### Task brief
Return the listing below in full, with every line exactly as it is.

****

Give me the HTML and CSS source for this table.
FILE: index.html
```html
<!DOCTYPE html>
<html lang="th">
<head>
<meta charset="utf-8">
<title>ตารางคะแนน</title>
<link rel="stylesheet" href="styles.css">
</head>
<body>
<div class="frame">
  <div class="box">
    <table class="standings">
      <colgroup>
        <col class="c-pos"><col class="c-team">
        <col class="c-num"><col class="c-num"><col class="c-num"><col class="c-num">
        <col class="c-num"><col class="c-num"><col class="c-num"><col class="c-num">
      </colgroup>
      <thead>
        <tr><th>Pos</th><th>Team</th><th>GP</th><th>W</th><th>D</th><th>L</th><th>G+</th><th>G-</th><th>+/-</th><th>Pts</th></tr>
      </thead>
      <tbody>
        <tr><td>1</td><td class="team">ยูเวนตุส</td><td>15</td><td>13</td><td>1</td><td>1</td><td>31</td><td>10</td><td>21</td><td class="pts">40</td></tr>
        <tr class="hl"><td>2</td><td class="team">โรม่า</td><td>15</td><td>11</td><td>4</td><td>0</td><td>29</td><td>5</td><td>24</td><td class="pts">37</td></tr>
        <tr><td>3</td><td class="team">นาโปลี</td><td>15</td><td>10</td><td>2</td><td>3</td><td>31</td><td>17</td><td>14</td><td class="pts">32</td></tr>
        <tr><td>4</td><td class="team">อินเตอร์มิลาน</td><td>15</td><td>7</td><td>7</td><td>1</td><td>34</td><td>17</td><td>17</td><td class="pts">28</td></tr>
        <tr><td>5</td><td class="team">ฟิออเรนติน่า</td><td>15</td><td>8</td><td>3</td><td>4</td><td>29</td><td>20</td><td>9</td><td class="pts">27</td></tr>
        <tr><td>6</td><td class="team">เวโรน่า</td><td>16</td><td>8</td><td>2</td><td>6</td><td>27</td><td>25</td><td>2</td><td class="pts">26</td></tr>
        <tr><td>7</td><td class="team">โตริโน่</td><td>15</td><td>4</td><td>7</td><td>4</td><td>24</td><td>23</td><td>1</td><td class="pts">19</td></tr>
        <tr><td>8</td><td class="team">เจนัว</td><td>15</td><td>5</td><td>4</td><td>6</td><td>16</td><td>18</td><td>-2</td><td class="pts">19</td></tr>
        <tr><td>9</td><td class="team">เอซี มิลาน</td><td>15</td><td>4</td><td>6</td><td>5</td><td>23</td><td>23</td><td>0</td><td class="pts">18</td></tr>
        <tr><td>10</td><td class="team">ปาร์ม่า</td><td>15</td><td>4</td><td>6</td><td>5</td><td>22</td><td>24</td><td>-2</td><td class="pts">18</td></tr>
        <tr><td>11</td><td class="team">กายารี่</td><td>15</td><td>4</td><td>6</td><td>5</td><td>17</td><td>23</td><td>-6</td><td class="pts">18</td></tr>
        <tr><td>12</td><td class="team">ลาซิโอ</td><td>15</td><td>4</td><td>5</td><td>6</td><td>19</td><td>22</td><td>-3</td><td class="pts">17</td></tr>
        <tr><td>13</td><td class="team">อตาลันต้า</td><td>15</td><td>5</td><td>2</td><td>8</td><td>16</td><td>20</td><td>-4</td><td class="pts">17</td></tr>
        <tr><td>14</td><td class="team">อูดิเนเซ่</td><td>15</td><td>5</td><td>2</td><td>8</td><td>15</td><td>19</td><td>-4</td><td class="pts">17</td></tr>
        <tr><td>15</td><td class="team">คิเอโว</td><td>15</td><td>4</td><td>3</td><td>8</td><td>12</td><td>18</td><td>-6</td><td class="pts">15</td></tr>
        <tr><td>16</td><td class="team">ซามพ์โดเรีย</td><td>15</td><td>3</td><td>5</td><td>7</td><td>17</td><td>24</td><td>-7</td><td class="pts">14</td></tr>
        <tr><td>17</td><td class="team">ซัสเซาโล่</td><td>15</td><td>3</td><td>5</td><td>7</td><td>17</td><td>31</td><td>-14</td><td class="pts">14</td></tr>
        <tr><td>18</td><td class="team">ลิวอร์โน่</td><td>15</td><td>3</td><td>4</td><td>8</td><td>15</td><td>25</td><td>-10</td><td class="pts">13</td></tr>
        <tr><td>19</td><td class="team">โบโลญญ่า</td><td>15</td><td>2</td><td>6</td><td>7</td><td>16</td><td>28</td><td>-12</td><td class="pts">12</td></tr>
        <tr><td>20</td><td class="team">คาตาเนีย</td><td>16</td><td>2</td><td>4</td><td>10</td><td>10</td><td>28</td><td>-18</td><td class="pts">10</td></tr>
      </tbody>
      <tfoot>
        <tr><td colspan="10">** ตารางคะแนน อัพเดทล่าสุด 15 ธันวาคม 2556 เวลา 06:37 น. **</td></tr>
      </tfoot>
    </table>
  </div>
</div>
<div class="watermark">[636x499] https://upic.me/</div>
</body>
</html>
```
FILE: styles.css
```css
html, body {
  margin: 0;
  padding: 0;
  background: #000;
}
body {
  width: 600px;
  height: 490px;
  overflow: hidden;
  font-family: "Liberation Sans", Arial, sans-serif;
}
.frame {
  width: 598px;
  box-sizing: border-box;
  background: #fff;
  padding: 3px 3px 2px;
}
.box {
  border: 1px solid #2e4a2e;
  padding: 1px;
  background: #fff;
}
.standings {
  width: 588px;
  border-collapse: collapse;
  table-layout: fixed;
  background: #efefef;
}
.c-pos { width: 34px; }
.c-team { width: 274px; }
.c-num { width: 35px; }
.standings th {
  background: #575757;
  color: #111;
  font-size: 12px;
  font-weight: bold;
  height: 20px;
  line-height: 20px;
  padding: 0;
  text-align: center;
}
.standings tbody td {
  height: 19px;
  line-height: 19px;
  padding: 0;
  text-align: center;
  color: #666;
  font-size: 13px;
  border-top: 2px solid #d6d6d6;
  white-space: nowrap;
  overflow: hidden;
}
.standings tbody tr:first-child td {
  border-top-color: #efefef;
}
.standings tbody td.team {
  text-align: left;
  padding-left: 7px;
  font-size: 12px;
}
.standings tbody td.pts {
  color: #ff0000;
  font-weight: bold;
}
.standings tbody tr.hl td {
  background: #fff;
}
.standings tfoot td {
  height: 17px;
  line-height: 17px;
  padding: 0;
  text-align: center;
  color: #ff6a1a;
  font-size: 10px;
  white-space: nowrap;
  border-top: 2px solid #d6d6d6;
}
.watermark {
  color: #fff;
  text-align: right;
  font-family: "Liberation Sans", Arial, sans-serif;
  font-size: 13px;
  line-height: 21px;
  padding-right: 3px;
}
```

****

### Output of the task
Give me the HTML and CSS source for this table.
FILE: index.html
```html
<!DOCTYPE html>
<html lang="th">
<head>
<meta charset="utf-8">
<title>ตารางคะแนน</title>
<link rel="stylesheet" href="styles.css">
</head>
<body>
<div class="frame">
  <div class="box">
    <table class="standings">
      <colgroup>
        <col class="c-pos"><col class="c-team">
        <col class="c-num"><col class="c-num"><col class="c-num"><col class="c-num">
        <col class="c-num"><col class="c-num"><col class="c-num"><col class="c-num">
      </colgroup>
      <thead>
        <tr><th>Pos</th><th>Team</th><th>GP</th><th>W</th><th>D</th><th>L</th><th>G+</th><th>G-</th><th>+/-</th><th>Pts</th></tr>
      </thead>
      <tbody>
        <tr><td>1</td><td class="team">ยูเวนตุส</td><td>15</td><td>13</td><td>1</td><td>1</td><td>31</td><td>10</td><td>21</td><td class="pts">40</td></tr>
        <tr class="hl"><td>2</td><td class="team">โรม่า</td><td>15</td><td>11</td><td>4</td><td>0</td><td>29</td><td>5</td><td>24</td><td class="pts">37</td></tr>
        <tr><td>3</td><td class="team">นาโปลี</td><td>15</td><td>10</td><td>2</td><td>3</td><td>31</td><td>17</td><td>14</td><td class="pts">32</td></tr>
        <tr><td>4</td><td class="team">อินเตอร์มิลาน</td><td>15</td><td>7</td><td>7</td><td>1</td><td>34</td><td>17</td><td>17</td><td class="pts">28</td></tr>
        <tr><td>5</td><td class="team">ฟิออเรนติน่า</td><td>15</td><td>8</td><td>3</td><td>4</td><td>29</td><td>20</td><td>9</td><td class="pts">27</td></tr>
        <tr><td>6</td><td class="team">เวโรน่า</td><td>16</td><td>8</td><td>2</td><td>6</td><td>27</td><td>25</td><td>2</td><td class="pts">26</td></tr>
        <tr><td>7</td><td class="team">โตริโน่</td><td>15</td><td>4</td><td>7</td><td>4</td><td>24</td><td>23</td><td>1</td><td class="pts">19</td></tr>
        <tr><td>8</td><td class="team">เจนัว</td><td>15</td><td>5</td><td>4</td><td>6</td><td>16</td><td>18</td><td>-2</td><td class="pts">19</td></tr>
        <tr><td>9</td><td class="team">เอซี มิลาน</td><td>15</td><td>4</td><td>6</td><td>5</td><td>23</td><td>23</td><td>0</td><td class="pts">18</td></tr>
        <tr><td>10</td><td class="team">ปาร์ม่า</td><td>15</td><td>4</td><td>6</td><td>5</td><td>22</td><td>24</td><td>-2</td><td class="pts">18</td></tr>
        <tr><td>11</td><td class="team">กายารี่</td><td>15</td><td>4</td><td>6</td><td>5</td><td>17</td><td>23</td><td>-6</td><td class="pts">18</td></tr>
        <tr><td>12</td><td class="team">ลาซิโอ</td><td>15</td><td>4</td><td>5</td><td>6</td><td>19</td><td>22</td><td>-3</td><td class="pts">17</td></tr>
        <tr><td>13</td><td class="team">อตาลันต้า</td><td>15</td><td>5</td><td>2</td><td>8</td><td>16</td><td>20</td><td>-4</td><td class="pts">17</td></tr>
        <tr><td>14</td><td class="team">อูดิเนเซ่</td><td>15</td><td>5</td><td>2</td><td>8</td><td>15</td><td>19</td><td>-4</td><td class="pts">17</td></tr>
        <tr><td>15</td><td class="team">คิเอโว</td><td>15</td><td>4</td><td>3</td><td>8</td><td>12</td><td>18</td><td>-6</td><td class="pts">15</td></tr>
        <tr><td>16</td><td class="team">ซามพ์โดเรีย</td><td>15</td><td>3</td><td>5</td><td>7</td><td>17</td><td>24</td><td>-7</td><td class="pts">14</td></tr>
        <tr><td>17</td><td class="team">ซัสเซาโล่</td><td>15</td><td>3</td><td>5</td><td>7</td><td>17</td><td>31</td><td>-14</td><td class="pts">14</td></tr>
        <tr><td>18</td><td class="team">ลิวอร์โน่</td><td>15</td><td>3</td><td>4</td><td>8</td><td>15</td><td>25</td><td>-10</td><td class="pts">13</td></tr>
        <tr><td>19</td><td class="team">โบโลญญ่า</td><td>15</td><td>2</td><td>6</td><td>7</td><td>16</td><td>28</td><td>-12</td><td class="pts">12</td></tr>
        <tr><td>20</td><td class="team">คาตาเนีย</td><td>16</td><td>2</td><td>4</td><td>10</td><td>10</td><td>28</td><td>-18</td><td class="pts">10</td></tr>
      </tbody>
      <tfoot>
        <tr><td colspan="10">** ตารางคะแนน อัพเดทล่าสุด 15 ธันวาคม 2556 เวลา 06:37 น. **</td></tr>
      </tfoot>
    </table>
  </div>
</div>
<div class="watermark">[636x499] https://upic.me/</div>
</body>
</html>
```
FILE: styles.css
```css
html, body {
  margin: 0;
  padding: 0;
  background: #000;
}
body {
  width: 600px;
  height: 490px;
  overflow: hidden;
  font-family: "Liberation Sans", Arial, sans-serif;
}
.frame {
  width: 598px;
  box-sizing: border-box;
  background: #fff;
  padding: 3px 3px 2px;
}
.box {
  border: 1px solid #2e4a2e;
  padding: 1px;
  background: #fff;
}
.standings {
  width: 588px;
  border-collapse: collapse;
  table-layout: fixed;
  background: #efefef;
}
.c-pos { width: 34px; }
.c-team { width: 274px; }
.c-num { width: 35px; }
.standings th {
  background: #575757;
  color: #111;
  font-size: 12px;
  font-weight: bold;
  height: 20px;
  line-height: 20px;
  padding: 0;
  text-align: center;
}
.standings tbody td {
  height: 19px;
  line-height: 19px;
  padding: 0;
  text-align: center;
  color: #666;
  font-size: 13px;
  border-top: 2px solid #d6d6d6;
  white-space: nowrap;
  overflow: hidden;
}
.standings tbody tr:first-child td {
  border-top-color: #efefef;
}
.standings tbody td.team {
  text-align: left;
  padding-left: 7px;
  font-size: 12px;
}
.standings tbody td.pts {
  color: #ff0000;
  font-weight: bold;
}
.standings tbody tr.hl td {
  background: #fff;
}
.standings tfoot td {
  height: 17px;
  line-height: 17px;
  padding: 0;
  text-align: center;
  color: #ff6a1a;
  font-size: 10px;
  white-space: nowrap;
  border-top: 2px solid #d6d6d6;
}
.watermark {
  color: #fff;
  text-align: right;
  font-family: "Liberation Sans", Arial, sans-serif;
  font-size: 13px;
  line-height: 21px;
  padding-right: 3px;
}
```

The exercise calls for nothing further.